## BEGIN

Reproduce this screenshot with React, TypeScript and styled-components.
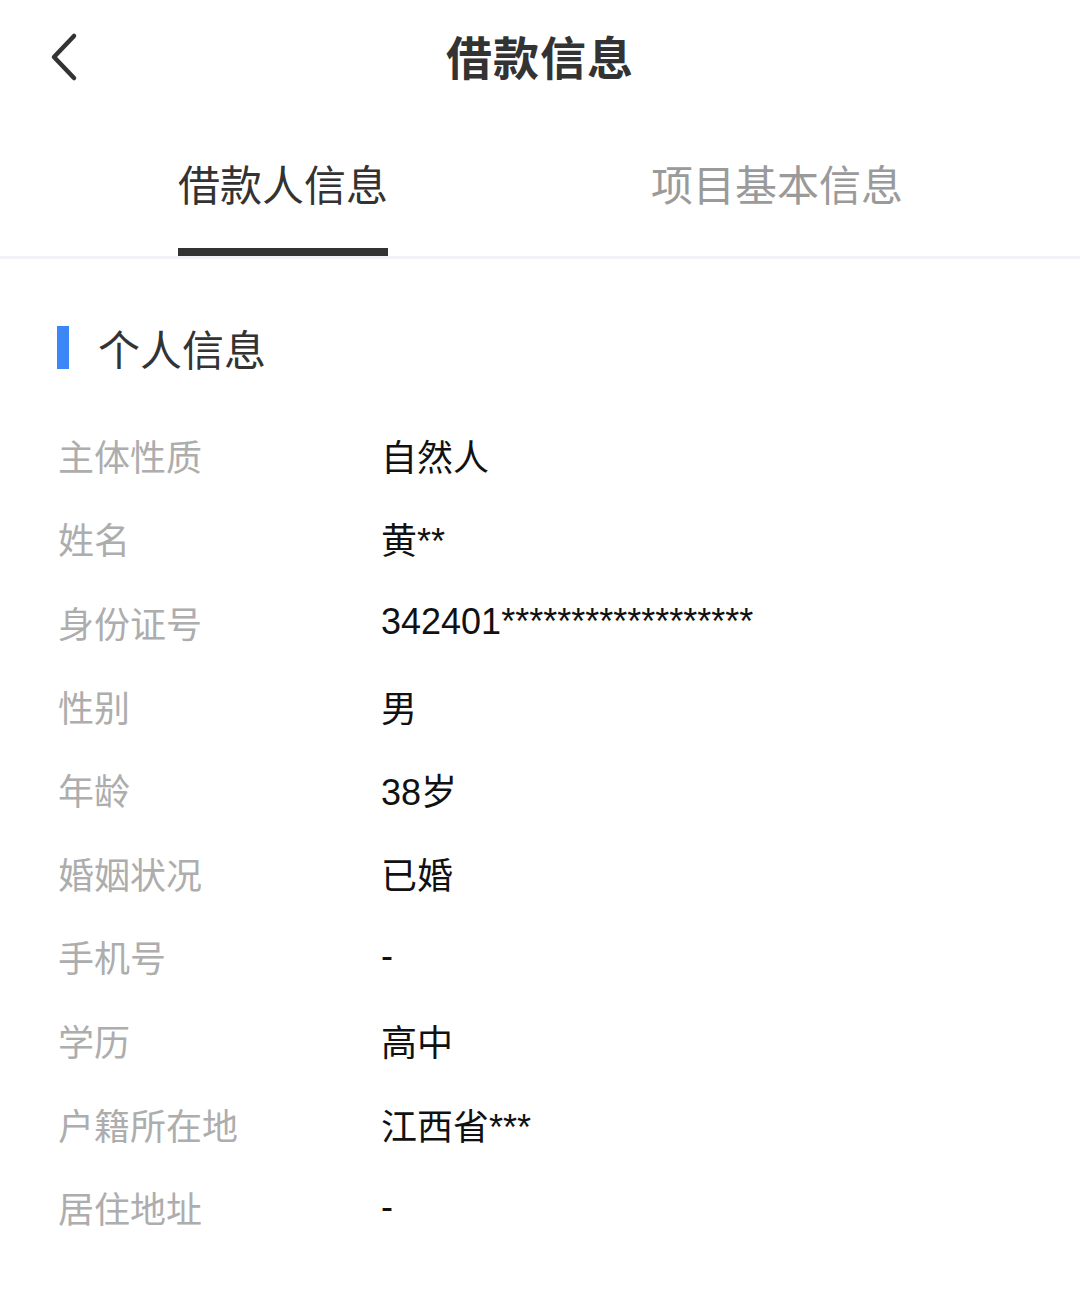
import styled, { createGlobalStyle } from "styled-components";

const GlobalStyle = createGlobalStyle`
    body {
        margin: 0;
        background: #ffffff;
        font-family: "Liberation Sans", "Noto Sans CJK SC", sans-serif;
    }
`;

const StyledPage = styled.div`
    width: 1080px;
    min-height: 1303px;
    background: #ffffff;
`;

const StyledHeader = styled.div`
    position: relative;
    height: 112px;
    display: flex;
    align-items: center;
    justify-content: center;
`;
const StyledBack = styled.div`
    position: absolute;
    left: 40px;
    top: 31px;
    width: 48px;
    height: 52px;
    svg{
        display: block;
    }
`;
const StyledHeaderTitle = styled.h1`
    margin: 0 0 2px;
    font-size: 46px;
    font-weight: 700;
    color: #333333;
    letter-spacing: 1px;
`;

const StyledTabs = styled.div`
    display: flex;
    padding-left: 178px;
    gap: 263px;
    height: 144px;
    border-bottom: 3px solid #f3f2fb;
`;
const StyledTab = styled.div<{ $active?: boolean }>`
    display: flex;
    flex-direction: column;
    align-items: center;
    justify-content: flex-end;
    font-size: 42px;
    line-height: 60px;
    color: ${(p) => (p.$active ? "#333333" : "#9a9a9a")};
    &::after{
        content: "";
        display: block;
        width: 100%;
        height: 8px;
        margin-top: 31px;
        background: ${(p) => (p.$active ? "#333333" : "transparent")};
    }
`;

const StyledSection = styled.div`
    padding: 67px 0 0 57px;
`;
const StyledSectionTitle = styled.h2`
    display: flex;
    align-items: center;
    gap: 29px;
    margin: 0 0 44px;
    font-size: 42px;
    font-weight: 400;
    color: #333333;
    height: 43px;
    &::before{
        content: "";
        width: 12px;
        height: 43px;
        background: #3d86f6;
    }
`;

const StyledList = styled.div`
    display: flex;
    flex-direction: column;
`;
const StyledRow = styled.div`
    display: grid;
    grid-template-columns: 324px 1fr;
    align-items: center;
    height: 83.6px;
    font-size: 36px;
`;
const StyledLabel = styled.span`
    color: #adadad;
    padding-left: 1px;
`;
const StyledValue = styled.span`
    color: #111111;
`;

const rows: [string, string][] = [
    ["主体性质", "自然人"],
    ["姓名", "黄**"],
    ["身份证号", "342401******************"],
    ["性别", "男"],
    ["年龄", "38岁"],
    ["婚姻状况", "已婚"],
    ["手机号", "-"],
    ["学历", "高中"],
    ["户籍所在地", "江西省***"],
    ["居住地址", "-"],
];

const App = () => {
    return (
        <StyledPage>
            <GlobalStyle />
            <StyledHeader>
                <StyledBack>
                    <svg width="48" height="52" viewBox="0 0 48 52">
                        <polyline points="34,5 14,26 34,47" fill="none" stroke="#333333" strokeWidth="4.5" strokeLinecap="round" strokeLinejoin="round" />
                    </svg>
                </StyledBack>
                <StyledHeaderTitle>借款信息</StyledHeaderTitle>
            </StyledHeader>
            <StyledTabs>
                <StyledTab $active>借款人信息</StyledTab>
                <StyledTab>项目基本信息</StyledTab>
            </StyledTabs>
            <StyledSection>
                <StyledSectionTitle>个人信息</StyledSectionTitle>
                <StyledList>
                    {rows.map(([label, value]) => (
                        <StyledRow key={label}>
                            <StyledLabel>{label}</StyledLabel>
                            <StyledValue>{value}</StyledValue>
                        </StyledRow>
                    ))}
                </StyledList>
            </StyledSection>
        </StyledPage>
    );
}

export default App;
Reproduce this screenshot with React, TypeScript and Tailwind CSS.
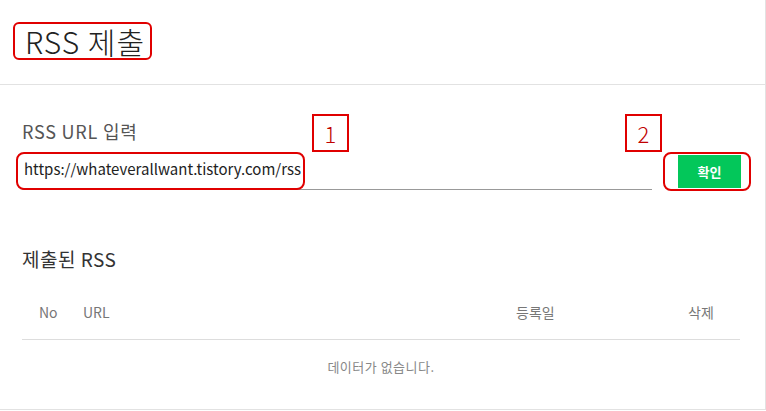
import React from 'react'

const font = "font-['Noto_Sans_CJK_KR','Noto_Sans',sans-serif]"

function Marker({ n, className }: { n: string; className: string }) {
  return (
    <div className={`absolute w-[37px] h-[38px] border-2 border-[#e00000] flex items-center justify-center text-[22px] font-light text-[#c00000] ${className}`}>
      {n}
    </div>
  )
}

export default function App() {
  return (
    <div className={`w-[766px] h-[411px] bg-white ${font}`}>
      <div className="relative h-[410px] border-r border-b border-[#e2e2e2]">
        {/* header */}
        <div className="h-[85px] border-b border-[#e2e2e2] pl-[13px] pt-[22px]">
          <span className="inline-flex items-center h-[38px] pl-[10px] pr-[5px] border-2 border-[#e00000] rounded-[6px] text-[30px] font-light text-[#222] tracking-[1px]">
            RSS 제출
          </span>
        </div>

        {/* form */}
        <div className="px-[22px] pt-[33px]">
          <div className="text-[18px] text-[#555] leading-[26px] tracking-[0.8px]">RSS URL 입력</div>
          <div className="flex items-end mt-[8px]">
            <div className="shrink-0 w-[630px] h-[32px] border-b border-[#999] relative">
              <span className="absolute -left-[6px] -top-[6px] h-[38px] w-[289px] border-2 border-[#e00000] rounded-[8px]" />
              <span className="absolute left-[2px] top-[1px] text-[15px] text-[#222] leading-[20px]">
                https://whateverallwant.tistory.com/rss
              </span>
            </div>
            <div className="shrink-0 ml-[11px] -mb-[1px] border-2 border-[#e00000] rounded-[8px] pl-[13px] pr-[8px] py-[1px]">
              <button className="block w-[63px] h-[33px] bg-[#03c75a] text-white text-[13px] font-bold">확인</button>
            </div>
          </div>
        </div>

        {/* list */}
        <div className="pl-[22px] pr-[25px] pt-[56px]">
          <div className="text-[19px] text-[#333] leading-[26px] tracking-[0.5px]">제출된 RSS</div>
          <div className="mt-[14px] flex items-center h-[54px] border-b border-[#dddddd] text-[14px] text-[#777]">
            <span className="w-[61px] pl-[17px]">No</span>
            <span className="flex-1">URL</span>
            <span className="w-[172px]">등록일</span>
            <span className="w-[52px]">삭제</span>
          </div>
          <div className="h-[54px] flex items-center justify-center text-[13px] text-[#888] tracking-[0.5px]">데이터가 없습니다.</div>
        </div>

        <Marker n="1" className="left-[312px] top-[114px]" />
        <Marker n="2" className="left-[625px] top-[114px]" />
      </div>
    </div>
  )
}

## END

CHALLENGE: Every line of the material is to be quoted exactly, with no pictures carried over.

SOLUTION:
Reproduce this screenshot with React, TypeScript and styled-components.
import styled, { createGlobalStyle } from "styled-components";

const GlobalStyle = createGlobalStyle`
    body {
        margin: 0;
        background: #ffffff;
        font-family: "Liberation Sans", "Noto Sans CJK SC", sans-serif;
    }
`;

const StyledPage = styled.div`
    width: 1080px;
    min-height: 1303px;
    background: #ffffff;
`;

const StyledHeader = styled.div`
    position: relative;
    height: 112px;
    display: flex;
    align-items: center;
    justify-content: center;
`;
const StyledBack = styled.div`
    position: absolute;
    left: 40px;
    top: 31px;
    width: 48px;
    height: 52px;
    svg{
        display: block;
    }
`;
const StyledHeaderTitle = styled.h1`
    margin: 0 0 2px;
    font-size: 46px;
    font-weight: 700;
    color: #333333;
    letter-spacing: 1px;
`;

const StyledTabs = styled.div`
    display: flex;
    padding-left: 178px;
    gap: 263px;
    height: 144px;
    border-bottom: 3px solid #f3f2fb;
`;
const StyledTab = styled.div<{ $active?: boolean }>`
    display: flex;
    flex-direction: column;
    align-items: center;
    justify-content: flex-end;
    font-size: 42px;
    line-height: 60px;
    color: ${(p) => (p.$active ? "#333333" : "#9a9a9a")};
    &::after{
        content: "";
        display: block;
        width: 100%;
        height: 8px;
        margin-top: 31px;
        background: ${(p) => (p.$active ? "#333333" : "transparent")};
    }
`;

const StyledSection = styled.div`
    padding: 67px 0 0 57px;
`;
const StyledSectionTitle = styled.h2`
    display: flex;
    align-items: center;
    gap: 29px;
    margin: 0 0 44px;
    font-size: 42px;
    font-weight: 400;
    color: #333333;
    height: 43px;
    &::before{
        content: "";
        width: 12px;
        height: 43px;
        background: #3d86f6;
    }
`;

const StyledList = styled.div`
    display: flex;
    flex-direction: column;
`;
const StyledRow = styled.div`
    display: grid;
    grid-template-columns: 324px 1fr;
    align-items: center;
    height: 83.6px;
    font-size: 36px;
`;
const StyledLabel = styled.span`
    color: #adadad;
    padding-left: 1px;
`;
const StyledValue = styled.span`
    color: #111111;
`;

const rows: [string, string][] = [
    ["主体性质", "自然人"],
    ["姓名", "黄**"],
    ["身份证号", "342401******************"],
    ["性别", "男"],
    ["年龄", "38岁"],
    ["婚姻状况", "已婚"],
    ["手机号", "-"],
    ["学历", "高中"],
    ["户籍所在地", "江西省***"],
    ["居住地址", "-"],
];

const App = () => {
    return (
        <StyledPage>
            <GlobalStyle />
            <StyledHeader>
                <StyledBack>
                    <svg width="48" height="52" viewBox="0 0 48 52">
                        <polyline points="34,5 14,26 34,47" fill="none" stroke="#333333" strokeWidth="4.5" strokeLinecap="round" strokeLinejoin="round" />
                    </svg>
                </StyledBack>
                <StyledHeaderTitle>借款信息</StyledHeaderTitle>
            </StyledHeader>
            <StyledTabs>
                <StyledTab $active>借款人信息</StyledTab>
                <StyledTab>项目基本信息</StyledTab>
            </StyledTabs>
            <StyledSection>
                <StyledSectionTitle>个人信息</StyledSectionTitle>
                <StyledList>
                    {rows.map(([label, value]) => (
                        <StyledRow key={label}>
                            <StyledLabel>{label}</StyledLabel>
                            <StyledValue>{value}</StyledValue>
                        </StyledRow>
                    ))}
                </StyledList>
            </StyledSection>
        </StyledPage>
    );
}

export default App;
Reproduce this screenshot with React, TypeScript and Tailwind CSS.
import React from 'react'

const font = "font-['Noto_Sans_CJK_KR','Noto_Sans',sans-serif]"

function Marker({ n, className }: { n: string; className: string }) {
  return (
    <div className={`absolute w-[37px] h-[38px] border-2 border-[#e00000] flex items-center justify-center text-[22px] font-light text-[#c00000] ${className}`}>
      {n}
    </div>
  )
}

export default function App() {
  return (
    <div className={`w-[766px] h-[411px] bg-white ${font}`}>
      <div className="relative h-[410px] border-r border-b border-[#e2e2e2]">
        {/* header */}
        <div className="h-[85px] border-b border-[#e2e2e2] pl-[13px] pt-[22px]">
          <span className="inline-flex items-center h-[38px] pl-[10px] pr-[5px] border-2 border-[#e00000] rounded-[6px] text-[30px] font-light text-[#222] tracking-[1px]">
            RSS 제출
          </span>
        </div>

        {/* form */}
        <div className="px-[22px] pt-[33px]">
          <div className="text-[18px] text-[#555] leading-[26px] tracking-[0.8px]">RSS URL 입력</div>
          <div className="flex items-end mt-[8px]">
            <div className="shrink-0 w-[630px] h-[32px] border-b border-[#999] relative">
              <span className="absolute -left-[6px] -top-[6px] h-[38px] w-[289px] border-2 border-[#e00000] rounded-[8px]" />
              <span className="absolute left-[2px] top-[1px] text-[15px] text-[#222] leading-[20px]">
                https://whateverallwant.tistory.com/rss
              </span>
            </div>
            <div className="shrink-0 ml-[11px] -mb-[1px] border-2 border-[#e00000] rounded-[8px] pl-[13px] pr-[8px] py-[1px]">
              <button className="block w-[63px] h-[33px] bg-[#03c75a] text-white text-[13px] font-bold">확인</button>
            </div>
          </div>
        </div>

        {/* list */}
        <div className="pl-[22px] pr-[25px] pt-[56px]">
          <div className="text-[19px] text-[#333] leading-[26px] tracking-[0.5px]">제출된 RSS</div>
          <div className="mt-[14px] flex items-center h-[54px] border-b border-[#dddddd] text-[14px] text-[#777]">
            <span className="w-[61px] pl-[17px]">No</span>
            <span className="flex-1">URL</span>
            <span className="w-[172px]">등록일</span>
            <span className="w-[52px]">삭제</span>
          </div>
          <div className="h-[54px] flex items-center justify-center text-[13px] text-[#888] tracking-[0.5px]">데이터가 없습니다.</div>
        </div>

        <Marker n="1" className="left-[312px] top-[114px]" />
        <Marker n="2" className="left-[625px] top-[114px]" />
      </div>
    </div>
  )
}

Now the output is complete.